- Website: http://www.apsnet.org

= American Phytopathological Society =

American scientific learned society

The American Phytopathological Society (APS) is an international scientific organization devoted to the study of plant diseases (phytopathology). APS promotes the advancement of modern concepts in the science of plant pathology and in plant health management in agricultural, urban and forest settings.

The Society has nearly 5,000 plant pathologists and scientists worldwide. It is the oldest and largest organization of its type in the world. It is also a member of the International Society for Plant Pathology.

APS provides information on the latest developments and research advances in plant health science through its journals and its publishing arm, APS Press.

APS advocates and participates in the exchange of plant health information with public policy makers and the larger scientific community, and it provides advice on education and training.

== History ==
The society was founded in December 1908 by a group led by Cornelius Lott Shear. The first regular meeting was held in December 1909. It was the first scientific organization in the world to be devoted exclusively to phytopathology.

In 1929, its Canadian Phytopathological division was spun off into an independent organization, the Canadian Phytopathological Society.

==Journals==
The society began publishing scientific peer-reviewed research in 1911 and today publishes five journals in the area of plant pathology:
- Phytopathology
- Plant Disease
- Molecular Plant-Microbe Interactions
- Plant Health Progress
- Plant Health Instructor
- Phytobiomes Journal

==Awards==
The society gives a number of awards, designated by the National Research Council (United States) as "prestigious."
- Ruth Allen Award has been given since 1966 to outstanding researchers in plant pathology.

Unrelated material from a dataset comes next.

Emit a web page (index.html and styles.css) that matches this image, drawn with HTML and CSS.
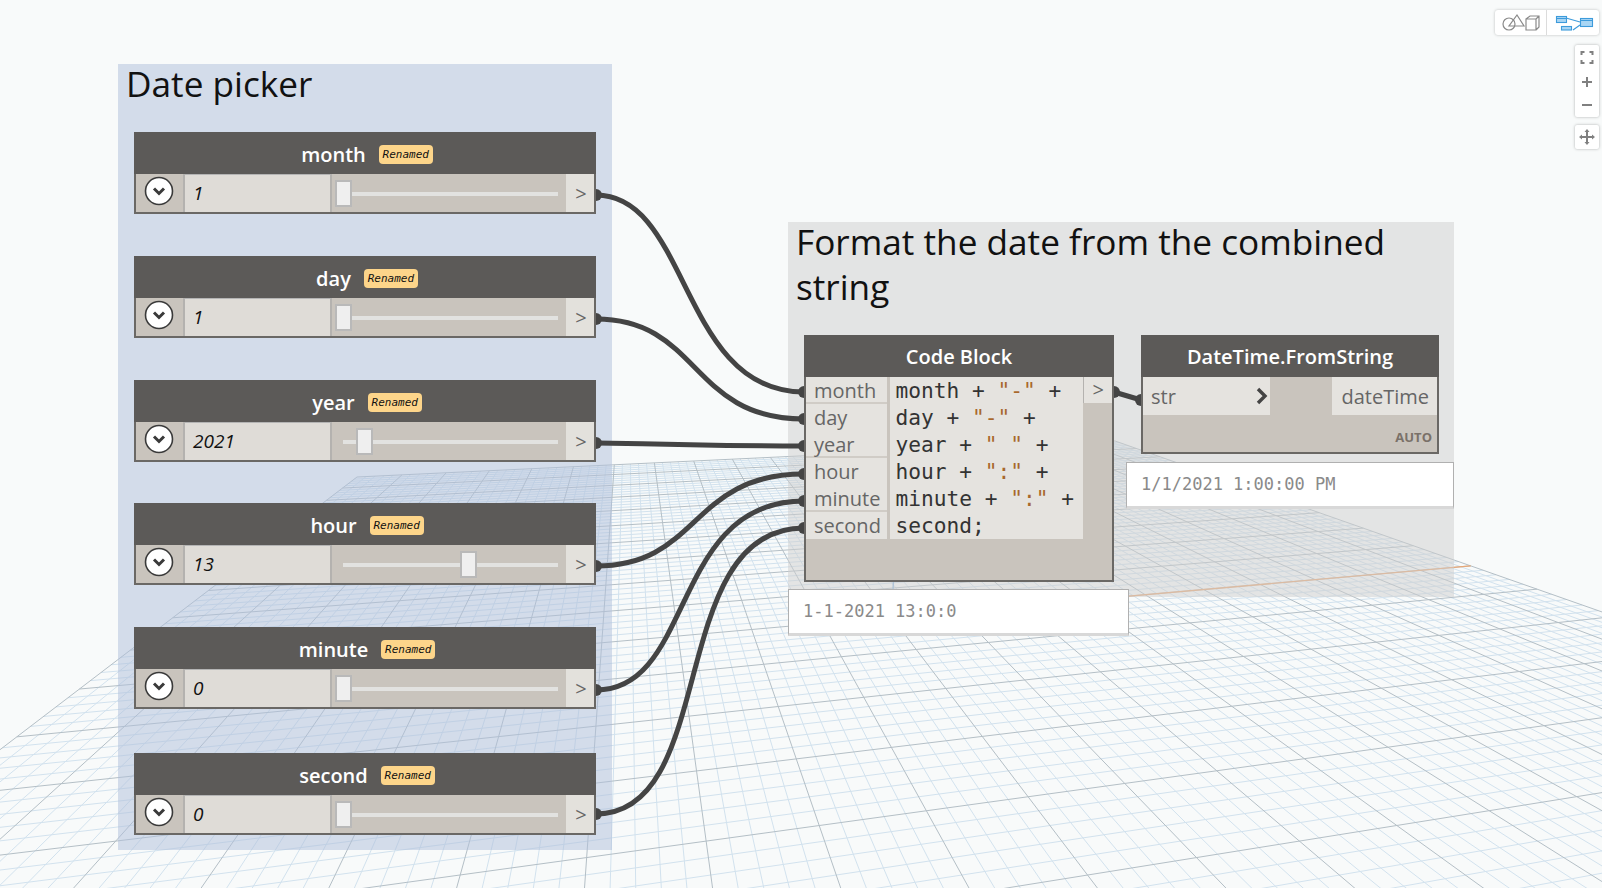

The award is named after Ruth F. Allen 1879–1963, a researcher in rust fungi and the first woman to receive a PhD in botany from the University of Wisconsin. It is distinct from the Ruth Allen Award established in 2005 by the Pipeline Industries Guild, named for an engineering professor at the University of Exeter.
- William Boright Hewitt and Maybelle Ellen Ball Hewitt Award is given within 5 years after a PhD for innovative research or activities on control of plant disease.
- Lee M. Hutchins Award is given for research on perennial fruit plants' diseases.
- Noel T. Keen Award is given for research on molecular plant pathology.